**Task brief**
Your task is to transcribe all of the data below exactly, omitting the images.

**Data listing**
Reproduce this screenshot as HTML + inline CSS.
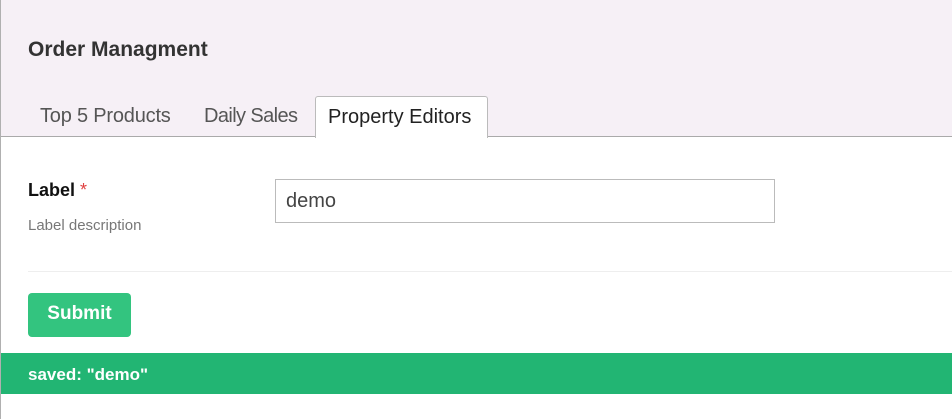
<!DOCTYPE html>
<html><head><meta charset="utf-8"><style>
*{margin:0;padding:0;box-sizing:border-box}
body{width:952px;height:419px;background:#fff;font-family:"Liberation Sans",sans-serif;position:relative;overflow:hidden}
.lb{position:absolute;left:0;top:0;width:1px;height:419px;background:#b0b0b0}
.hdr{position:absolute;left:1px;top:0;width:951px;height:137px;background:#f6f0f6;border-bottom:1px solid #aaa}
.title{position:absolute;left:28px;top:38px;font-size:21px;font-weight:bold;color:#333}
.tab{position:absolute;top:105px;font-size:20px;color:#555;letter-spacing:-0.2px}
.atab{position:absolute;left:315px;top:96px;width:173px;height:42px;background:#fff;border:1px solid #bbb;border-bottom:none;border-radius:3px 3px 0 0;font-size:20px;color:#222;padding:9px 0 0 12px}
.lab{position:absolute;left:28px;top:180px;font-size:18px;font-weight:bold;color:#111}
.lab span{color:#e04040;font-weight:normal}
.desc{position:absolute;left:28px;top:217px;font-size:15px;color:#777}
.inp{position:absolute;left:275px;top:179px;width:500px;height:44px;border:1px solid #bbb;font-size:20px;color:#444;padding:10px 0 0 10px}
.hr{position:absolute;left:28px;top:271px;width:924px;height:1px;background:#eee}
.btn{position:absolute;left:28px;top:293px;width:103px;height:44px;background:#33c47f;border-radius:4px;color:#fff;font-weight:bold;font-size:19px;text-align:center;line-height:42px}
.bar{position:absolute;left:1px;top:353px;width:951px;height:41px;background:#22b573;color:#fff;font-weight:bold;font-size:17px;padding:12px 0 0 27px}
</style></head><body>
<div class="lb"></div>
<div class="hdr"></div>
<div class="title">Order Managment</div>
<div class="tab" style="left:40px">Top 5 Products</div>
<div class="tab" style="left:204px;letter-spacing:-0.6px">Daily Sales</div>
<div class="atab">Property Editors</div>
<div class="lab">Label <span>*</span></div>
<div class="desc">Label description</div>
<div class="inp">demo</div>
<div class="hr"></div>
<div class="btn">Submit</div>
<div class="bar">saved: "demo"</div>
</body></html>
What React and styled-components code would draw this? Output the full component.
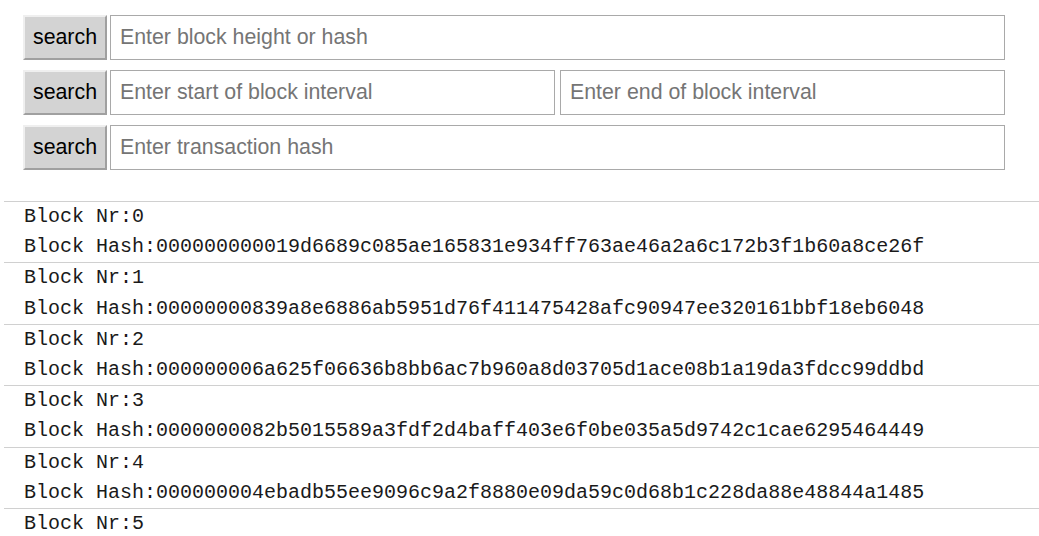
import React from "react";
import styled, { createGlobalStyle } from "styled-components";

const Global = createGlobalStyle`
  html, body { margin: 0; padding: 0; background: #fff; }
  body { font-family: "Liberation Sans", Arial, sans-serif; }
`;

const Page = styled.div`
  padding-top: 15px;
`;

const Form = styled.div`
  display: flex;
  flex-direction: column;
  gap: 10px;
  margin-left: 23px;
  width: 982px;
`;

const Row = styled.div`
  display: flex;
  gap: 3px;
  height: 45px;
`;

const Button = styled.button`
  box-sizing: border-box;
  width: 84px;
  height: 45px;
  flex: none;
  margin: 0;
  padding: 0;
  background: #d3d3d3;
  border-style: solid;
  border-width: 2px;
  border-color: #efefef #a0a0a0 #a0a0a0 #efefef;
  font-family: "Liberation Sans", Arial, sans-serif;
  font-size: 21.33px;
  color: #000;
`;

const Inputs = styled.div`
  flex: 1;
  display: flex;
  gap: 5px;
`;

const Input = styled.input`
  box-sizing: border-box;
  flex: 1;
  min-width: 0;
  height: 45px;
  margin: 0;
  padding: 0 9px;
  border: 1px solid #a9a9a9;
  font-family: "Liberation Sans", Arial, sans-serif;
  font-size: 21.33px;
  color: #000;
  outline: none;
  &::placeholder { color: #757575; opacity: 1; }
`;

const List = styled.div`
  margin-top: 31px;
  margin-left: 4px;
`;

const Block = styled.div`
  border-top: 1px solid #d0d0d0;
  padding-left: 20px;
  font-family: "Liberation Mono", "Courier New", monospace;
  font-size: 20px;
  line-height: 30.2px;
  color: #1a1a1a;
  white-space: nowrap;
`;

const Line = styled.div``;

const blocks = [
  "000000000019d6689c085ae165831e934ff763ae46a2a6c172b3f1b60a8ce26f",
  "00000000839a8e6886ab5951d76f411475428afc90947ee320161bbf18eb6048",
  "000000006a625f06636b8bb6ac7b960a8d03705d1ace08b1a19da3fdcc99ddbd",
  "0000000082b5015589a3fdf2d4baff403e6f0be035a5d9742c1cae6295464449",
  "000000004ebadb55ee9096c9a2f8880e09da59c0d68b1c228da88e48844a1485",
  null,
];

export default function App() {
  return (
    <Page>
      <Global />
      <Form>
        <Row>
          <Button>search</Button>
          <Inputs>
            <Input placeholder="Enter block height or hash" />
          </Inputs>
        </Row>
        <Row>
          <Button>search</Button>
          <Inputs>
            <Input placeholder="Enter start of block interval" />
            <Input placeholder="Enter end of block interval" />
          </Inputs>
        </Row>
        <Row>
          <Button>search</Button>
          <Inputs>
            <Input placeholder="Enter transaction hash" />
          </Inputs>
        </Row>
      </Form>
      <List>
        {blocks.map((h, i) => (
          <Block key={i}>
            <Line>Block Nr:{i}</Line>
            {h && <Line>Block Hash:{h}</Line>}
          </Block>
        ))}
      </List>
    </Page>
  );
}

**Exercise response**
Reproduce this screenshot as HTML + inline CSS.
<!DOCTYPE html>
<html><head><meta charset="utf-8"><style>
*{margin:0;padding:0;box-sizing:border-box}
body{width:952px;height:419px;background:#fff;font-family:"Liberation Sans",sans-serif;position:relative;overflow:hidden}
.lb{position:absolute;left:0;top:0;width:1px;height:419px;background:#b0b0b0}
.hdr{position:absolute;left:1px;top:0;width:951px;height:137px;background:#f6f0f6;border-bottom:1px solid #aaa}
.title{position:absolute;left:28px;top:38px;font-size:21px;font-weight:bold;color:#333}
.tab{position:absolute;top:105px;font-size:20px;color:#555;letter-spacing:-0.2px}
.atab{position:absolute;left:315px;top:96px;width:173px;height:42px;background:#fff;border:1px solid #bbb;border-bottom:none;border-radius:3px 3px 0 0;font-size:20px;color:#222;padding:9px 0 0 12px}
.lab{position:absolute;left:28px;top:180px;font-size:18px;font-weight:bold;color:#111}
.lab span{color:#e04040;font-weight:normal}
.desc{position:absolute;left:28px;top:217px;font-size:15px;color:#777}
.inp{position:absolute;left:275px;top:179px;width:500px;height:44px;border:1px solid #bbb;font-size:20px;color:#444;padding:10px 0 0 10px}
.hr{position:absolute;left:28px;top:271px;width:924px;height:1px;background:#eee}
.btn{position:absolute;left:28px;top:293px;width:103px;height:44px;background:#33c47f;border-radius:4px;color:#fff;font-weight:bold;font-size:19px;text-align:center;line-height:42px}
.bar{position:absolute;left:1px;top:353px;width:951px;height:41px;background:#22b573;color:#fff;font-weight:bold;font-size:17px;padding:12px 0 0 27px}
</style></head><body>
<div class="lb"></div>
<div class="hdr"></div>
<div class="title">Order Managment</div>
<div class="tab" style="left:40px">Top 5 Products</div>
<div class="tab" style="left:204px;letter-spacing:-0.6px">Daily Sales</div>
<div class="atab">Property Editors</div>
<div class="lab">Label <span>*</span></div>
<div class="desc">Label description</div>
<div class="inp">demo</div>
<div class="hr"></div>
<div class="btn">Submit</div>
<div class="bar">saved: "demo"</div>
</body></html>
What React and styled-components code would draw this? Output the full component.
import React from "react";
import styled, { createGlobalStyle } from "styled-components";

const Global = createGlobalStyle`
  html, body { margin: 0; padding: 0; background: #fff; }
  body { font-family: "Liberation Sans", Arial, sans-serif; }
`;

const Page = styled.div`
  padding-top: 15px;
`;

const Form = styled.div`
  display: flex;
  flex-direction: column;
  gap: 10px;
  margin-left: 23px;
  width: 982px;
`;

const Row = styled.div`
  display: flex;
  gap: 3px;
  height: 45px;
`;

const Button = styled.button`
  box-sizing: border-box;
  width: 84px;
  height: 45px;
  flex: none;
  margin: 0;
  padding: 0;
  background: #d3d3d3;
  border-style: solid;
  border-width: 2px;
  border-color: #efefef #a0a0a0 #a0a0a0 #efefef;
  font-family: "Liberation Sans", Arial, sans-serif;
  font-size: 21.33px;
  color: #000;
`;

const Inputs = styled.div`
  flex: 1;
  display: flex;
  gap: 5px;
`;

const Input = styled.input`
  box-sizing: border-box;
  flex: 1;
  min-width: 0;
  height: 45px;
  margin: 0;
  padding: 0 9px;
  border: 1px solid #a9a9a9;
  font-family: "Liberation Sans", Arial, sans-serif;
  font-size: 21.33px;
  color: #000;
  outline: none;
  &::placeholder { color: #757575; opacity: 1; }
`;

const List = styled.div`
  margin-top: 31px;
  margin-left: 4px;
`;

const Block = styled.div`
  border-top: 1px solid #d0d0d0;
  padding-left: 20px;
  font-family: "Liberation Mono", "Courier New", monospace;
  font-size: 20px;
  line-height: 30.2px;
  color: #1a1a1a;
  white-space: nowrap;
`;

const Line = styled.div``;

const blocks = [
  "000000000019d6689c085ae165831e934ff763ae46a2a6c172b3f1b60a8ce26f",
  "00000000839a8e6886ab5951d76f411475428afc90947ee320161bbf18eb6048",
  "000000006a625f06636b8bb6ac7b960a8d03705d1ace08b1a19da3fdcc99ddbd",
  "0000000082b5015589a3fdf2d4baff403e6f0be035a5d9742c1cae6295464449",
  "000000004ebadb55ee9096c9a2f8880e09da59c0d68b1c228da88e48844a1485",
  null,
];

export default function App() {
  return (
    <Page>
      <Global />
      <Form>
        <Row>
          <Button>search</Button>
          <Inputs>
            <Input placeholder="Enter block height or hash" />
          </Inputs>
        </Row>
        <Row>
          <Button>search</Button>
          <Inputs>
            <Input placeholder="Enter start of block interval" />
            <Input placeholder="Enter end of block interval" />
          </Inputs>
        </Row>
        <Row>
          <Button>search</Button>
          <Inputs>
            <Input placeholder="Enter transaction hash" />
          </Inputs>
        </Row>
      </Form>
      <List>
        {blocks.map((h, i) => (
          <Block key={i}>
            <Line>Block Nr:{i}</Line>
            {h && <Line>Block Hash:{h}</Line>}
          </Block>
        ))}
      </List>
    </Page>
  );
}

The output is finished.